:: DATA PROVIDED ::
------------------------------

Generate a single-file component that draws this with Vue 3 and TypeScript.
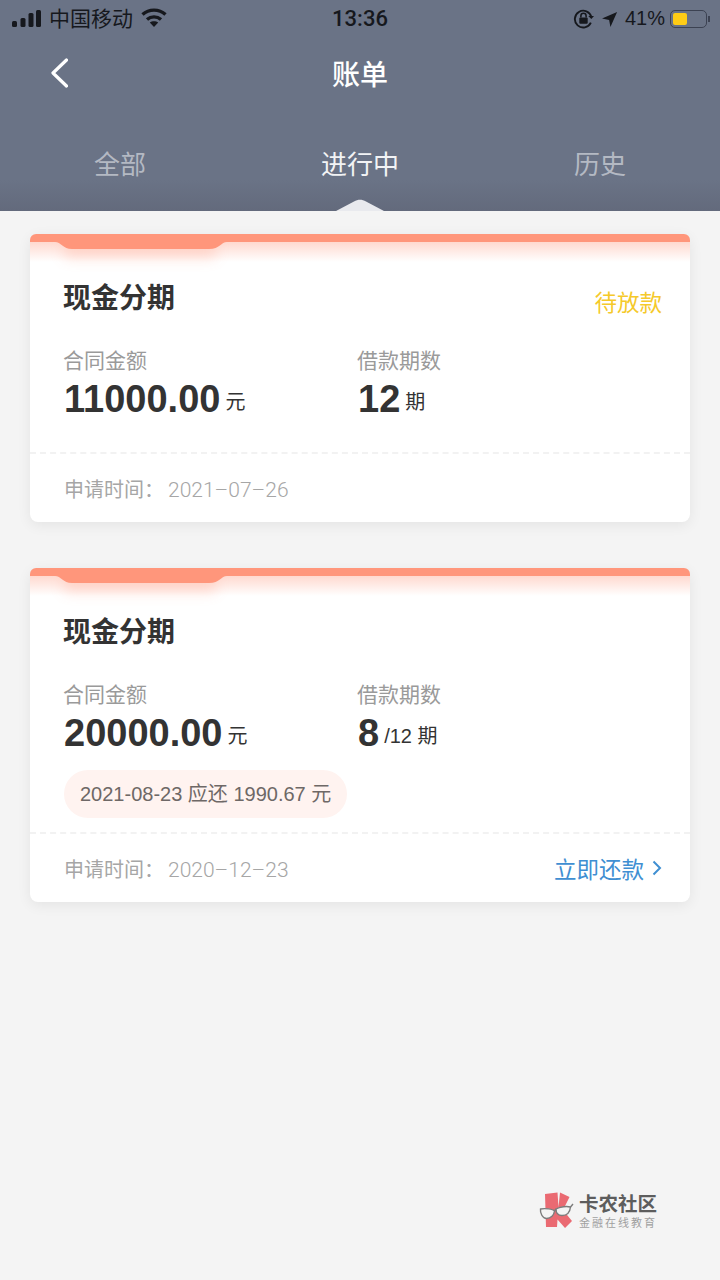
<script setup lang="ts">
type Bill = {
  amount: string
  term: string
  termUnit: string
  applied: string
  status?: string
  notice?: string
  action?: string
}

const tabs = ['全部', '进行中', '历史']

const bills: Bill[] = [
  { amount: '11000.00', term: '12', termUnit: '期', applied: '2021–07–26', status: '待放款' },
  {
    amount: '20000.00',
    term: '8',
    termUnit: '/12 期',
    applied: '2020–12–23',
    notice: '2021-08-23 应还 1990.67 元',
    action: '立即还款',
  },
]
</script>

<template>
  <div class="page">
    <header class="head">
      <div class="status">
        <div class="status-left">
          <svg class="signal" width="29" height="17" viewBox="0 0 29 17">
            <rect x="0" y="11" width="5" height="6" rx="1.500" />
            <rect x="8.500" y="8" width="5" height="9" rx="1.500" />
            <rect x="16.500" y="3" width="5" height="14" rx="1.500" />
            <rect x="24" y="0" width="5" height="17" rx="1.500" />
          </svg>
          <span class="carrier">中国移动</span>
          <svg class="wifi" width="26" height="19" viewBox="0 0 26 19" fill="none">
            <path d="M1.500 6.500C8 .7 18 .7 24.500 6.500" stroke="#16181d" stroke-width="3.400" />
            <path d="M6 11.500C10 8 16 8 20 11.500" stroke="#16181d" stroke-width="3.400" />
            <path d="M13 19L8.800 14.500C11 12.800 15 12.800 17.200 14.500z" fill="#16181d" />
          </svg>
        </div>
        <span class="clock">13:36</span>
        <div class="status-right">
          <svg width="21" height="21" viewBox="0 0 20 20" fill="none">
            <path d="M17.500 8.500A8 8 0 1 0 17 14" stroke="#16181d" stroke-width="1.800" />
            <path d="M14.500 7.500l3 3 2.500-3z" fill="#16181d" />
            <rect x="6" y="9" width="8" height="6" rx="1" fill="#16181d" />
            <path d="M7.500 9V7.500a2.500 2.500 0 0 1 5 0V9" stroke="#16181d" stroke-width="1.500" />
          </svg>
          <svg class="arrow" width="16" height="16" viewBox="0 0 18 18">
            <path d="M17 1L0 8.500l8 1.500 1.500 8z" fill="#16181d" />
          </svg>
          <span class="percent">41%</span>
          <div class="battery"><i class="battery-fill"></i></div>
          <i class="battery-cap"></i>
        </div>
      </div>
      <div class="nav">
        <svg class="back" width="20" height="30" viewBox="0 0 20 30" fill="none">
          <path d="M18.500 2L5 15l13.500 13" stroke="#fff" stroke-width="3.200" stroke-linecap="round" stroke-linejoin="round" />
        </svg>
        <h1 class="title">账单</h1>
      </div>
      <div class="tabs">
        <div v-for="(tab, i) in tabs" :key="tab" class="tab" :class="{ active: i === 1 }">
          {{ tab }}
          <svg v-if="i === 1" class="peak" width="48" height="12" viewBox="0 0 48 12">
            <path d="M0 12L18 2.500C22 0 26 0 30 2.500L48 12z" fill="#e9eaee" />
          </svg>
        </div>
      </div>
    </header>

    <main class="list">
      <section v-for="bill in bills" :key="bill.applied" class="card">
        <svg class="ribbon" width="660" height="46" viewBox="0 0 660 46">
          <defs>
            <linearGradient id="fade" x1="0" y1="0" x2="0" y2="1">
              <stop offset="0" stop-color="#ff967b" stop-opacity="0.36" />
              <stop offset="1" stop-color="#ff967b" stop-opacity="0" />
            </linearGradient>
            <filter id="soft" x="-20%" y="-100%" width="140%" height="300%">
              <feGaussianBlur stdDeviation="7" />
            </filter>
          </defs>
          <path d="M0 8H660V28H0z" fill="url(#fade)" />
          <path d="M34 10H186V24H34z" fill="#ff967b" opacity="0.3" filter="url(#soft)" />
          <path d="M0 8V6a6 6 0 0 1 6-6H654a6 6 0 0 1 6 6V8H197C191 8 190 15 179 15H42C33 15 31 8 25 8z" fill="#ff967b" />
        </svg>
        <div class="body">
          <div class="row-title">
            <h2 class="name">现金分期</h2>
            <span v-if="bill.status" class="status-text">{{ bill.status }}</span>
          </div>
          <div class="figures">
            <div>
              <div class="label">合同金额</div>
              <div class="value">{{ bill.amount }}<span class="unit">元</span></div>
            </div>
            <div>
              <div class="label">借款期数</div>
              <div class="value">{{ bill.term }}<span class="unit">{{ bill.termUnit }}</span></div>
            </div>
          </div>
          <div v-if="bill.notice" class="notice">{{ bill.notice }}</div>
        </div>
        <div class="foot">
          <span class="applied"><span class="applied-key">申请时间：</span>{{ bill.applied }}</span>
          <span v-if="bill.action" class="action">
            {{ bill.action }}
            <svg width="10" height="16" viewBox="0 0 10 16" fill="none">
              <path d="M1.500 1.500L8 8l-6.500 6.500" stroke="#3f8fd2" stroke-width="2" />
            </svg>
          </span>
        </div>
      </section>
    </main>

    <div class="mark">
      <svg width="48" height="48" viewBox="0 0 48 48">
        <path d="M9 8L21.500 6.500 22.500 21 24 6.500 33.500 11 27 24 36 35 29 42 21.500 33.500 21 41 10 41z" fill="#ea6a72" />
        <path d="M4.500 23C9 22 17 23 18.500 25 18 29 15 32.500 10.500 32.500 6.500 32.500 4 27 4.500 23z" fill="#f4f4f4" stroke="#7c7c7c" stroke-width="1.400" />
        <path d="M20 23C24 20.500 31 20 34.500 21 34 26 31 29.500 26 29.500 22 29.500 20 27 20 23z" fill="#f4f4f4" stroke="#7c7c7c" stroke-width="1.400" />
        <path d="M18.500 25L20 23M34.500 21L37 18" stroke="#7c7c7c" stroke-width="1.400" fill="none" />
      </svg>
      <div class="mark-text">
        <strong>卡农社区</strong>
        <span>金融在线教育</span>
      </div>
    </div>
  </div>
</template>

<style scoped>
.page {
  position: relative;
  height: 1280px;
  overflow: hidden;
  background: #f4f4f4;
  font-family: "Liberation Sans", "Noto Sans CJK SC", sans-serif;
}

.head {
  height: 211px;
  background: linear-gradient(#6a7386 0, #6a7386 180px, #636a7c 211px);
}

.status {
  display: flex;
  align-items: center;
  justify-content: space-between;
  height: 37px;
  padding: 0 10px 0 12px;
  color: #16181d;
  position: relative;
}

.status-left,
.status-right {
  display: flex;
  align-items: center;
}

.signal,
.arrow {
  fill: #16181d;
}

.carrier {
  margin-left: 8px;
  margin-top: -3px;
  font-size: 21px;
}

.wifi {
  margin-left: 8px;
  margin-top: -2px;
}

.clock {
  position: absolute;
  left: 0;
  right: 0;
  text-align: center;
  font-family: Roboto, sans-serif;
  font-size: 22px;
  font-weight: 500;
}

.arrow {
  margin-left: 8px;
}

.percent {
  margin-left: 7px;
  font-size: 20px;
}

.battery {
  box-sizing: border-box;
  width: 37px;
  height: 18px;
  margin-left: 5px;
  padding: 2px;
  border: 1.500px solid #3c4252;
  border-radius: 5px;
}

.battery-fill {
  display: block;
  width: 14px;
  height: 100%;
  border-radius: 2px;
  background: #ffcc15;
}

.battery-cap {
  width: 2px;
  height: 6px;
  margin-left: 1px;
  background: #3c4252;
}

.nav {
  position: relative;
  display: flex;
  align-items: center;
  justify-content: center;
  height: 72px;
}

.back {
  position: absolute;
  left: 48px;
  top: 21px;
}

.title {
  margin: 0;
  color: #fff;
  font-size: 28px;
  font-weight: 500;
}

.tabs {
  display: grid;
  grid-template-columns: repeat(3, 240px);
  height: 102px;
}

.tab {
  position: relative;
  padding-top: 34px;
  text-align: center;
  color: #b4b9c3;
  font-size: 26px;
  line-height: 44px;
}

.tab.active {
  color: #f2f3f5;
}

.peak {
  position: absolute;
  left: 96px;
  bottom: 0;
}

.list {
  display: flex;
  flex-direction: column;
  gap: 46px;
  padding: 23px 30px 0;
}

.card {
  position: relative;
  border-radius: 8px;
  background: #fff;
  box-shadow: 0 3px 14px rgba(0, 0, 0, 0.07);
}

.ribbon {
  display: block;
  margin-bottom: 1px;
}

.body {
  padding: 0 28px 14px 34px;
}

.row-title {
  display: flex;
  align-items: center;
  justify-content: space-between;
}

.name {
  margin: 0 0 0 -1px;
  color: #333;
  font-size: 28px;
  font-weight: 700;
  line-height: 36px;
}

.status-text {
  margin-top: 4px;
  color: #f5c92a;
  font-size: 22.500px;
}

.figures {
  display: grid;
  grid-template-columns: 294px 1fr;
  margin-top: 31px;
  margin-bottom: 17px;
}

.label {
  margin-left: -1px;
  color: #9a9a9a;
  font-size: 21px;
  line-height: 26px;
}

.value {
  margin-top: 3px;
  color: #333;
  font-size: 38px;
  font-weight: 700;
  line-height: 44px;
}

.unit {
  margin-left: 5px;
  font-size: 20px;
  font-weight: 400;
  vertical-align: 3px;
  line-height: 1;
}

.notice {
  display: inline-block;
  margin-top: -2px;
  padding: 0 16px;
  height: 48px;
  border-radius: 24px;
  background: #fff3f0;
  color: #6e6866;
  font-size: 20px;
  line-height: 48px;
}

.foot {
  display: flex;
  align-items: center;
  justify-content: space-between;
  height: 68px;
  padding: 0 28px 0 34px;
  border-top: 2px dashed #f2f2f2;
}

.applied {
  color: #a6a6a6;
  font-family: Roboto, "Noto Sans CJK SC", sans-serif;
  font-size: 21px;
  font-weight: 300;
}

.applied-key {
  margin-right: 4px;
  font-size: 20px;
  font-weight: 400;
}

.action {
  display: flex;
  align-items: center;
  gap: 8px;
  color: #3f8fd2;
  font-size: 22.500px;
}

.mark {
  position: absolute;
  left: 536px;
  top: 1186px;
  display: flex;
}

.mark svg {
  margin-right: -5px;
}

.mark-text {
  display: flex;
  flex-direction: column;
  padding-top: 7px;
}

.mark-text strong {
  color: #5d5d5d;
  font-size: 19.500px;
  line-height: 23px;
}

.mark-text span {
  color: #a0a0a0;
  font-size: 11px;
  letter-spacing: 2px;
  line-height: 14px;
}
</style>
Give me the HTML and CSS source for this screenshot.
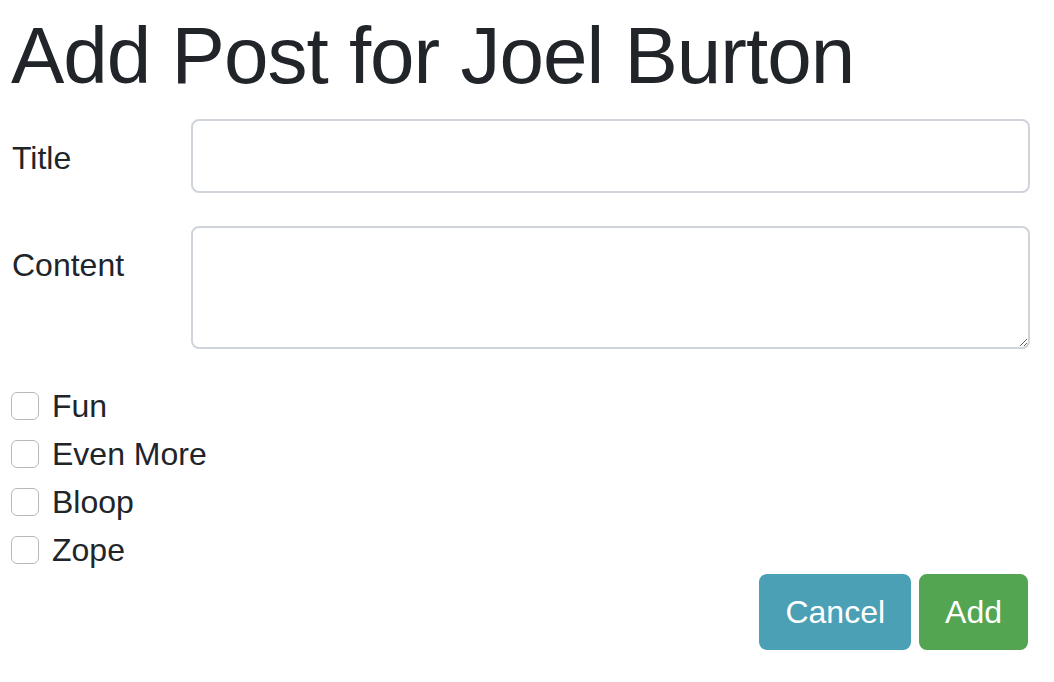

------------------------------

:: TASK DETAILS ::
What is the number of lines in these records that contain "this"? Reply with the number only.

:: ANSWER TO THE PROBLEM ::
2